Of the TV industry figures who pledged at the White House to develop a voluntary ratings system, President Bill Clinton said: “They’re handing the TV remote control back to America’s parents.”

Horse feathers! America’s parents hold the remote control already. They just don’t always choose to use it with vigor and authority.

THAT’S A SYMPATHETIC statement, by the way. These are tough times for parents – as I should know, being the father of two high school students. The parental voice, in these fallen times, no longer rings through the house with magisterial authority. When it tries to, back comes the righteous rejoinder: “Oh, come on, Dad, get real.” Which is just for starters.

On television-watching, there have been pallid compromises at the Murchison household – some giving here, some giving there –in the  interest of arrangements that work more or less to the benefit of all. The children watch the sometimes subversive but always clever program The Simpsons, and on other occasions, the set goes off when language or situations become too graphic.

It’s not the bald, unapologetic censorship our own parents would have exercised in the ’50s, but, then, need I say it again, this isn’t the ’50s. You do what you can and hope for the best.

The point is that there are no adequate substitutes for families working together in love and mutual concern. Not the benevolent world of commercial television. Not even the White House.

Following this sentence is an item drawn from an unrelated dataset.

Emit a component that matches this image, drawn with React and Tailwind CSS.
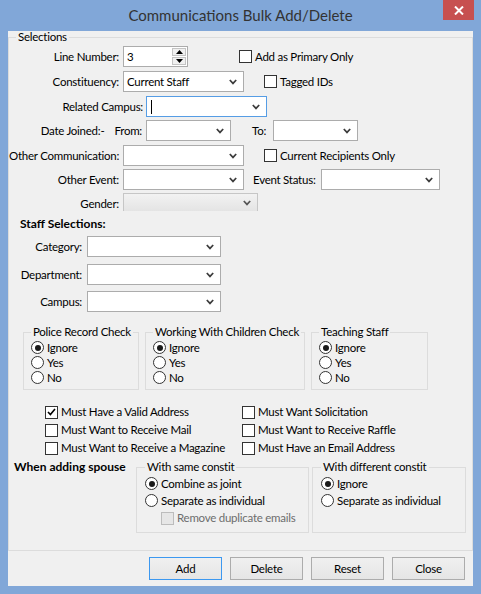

How do we really, truly, convincingly reform television? The means are at hand. I am not talking about the power button on the remote control. The minute – the split second –the families of America decide that we deserve the guidance and scrutiny of abiding moral norms, the TV problem will take care of itself.

WHY DOES TELEVISION push the envelope? Because a society receptive to illegitimacy, abortion-on-demand, drug-taking and moral laziness of every description has been pushing the envelope. Popular entertainment doesn’t exist in a vacuum: It reflects as well as creates. What it reflects isn’t very edifying, but whose fault is that if not our own? When we’re ready for something radically different, you can go to the bank on our getting it.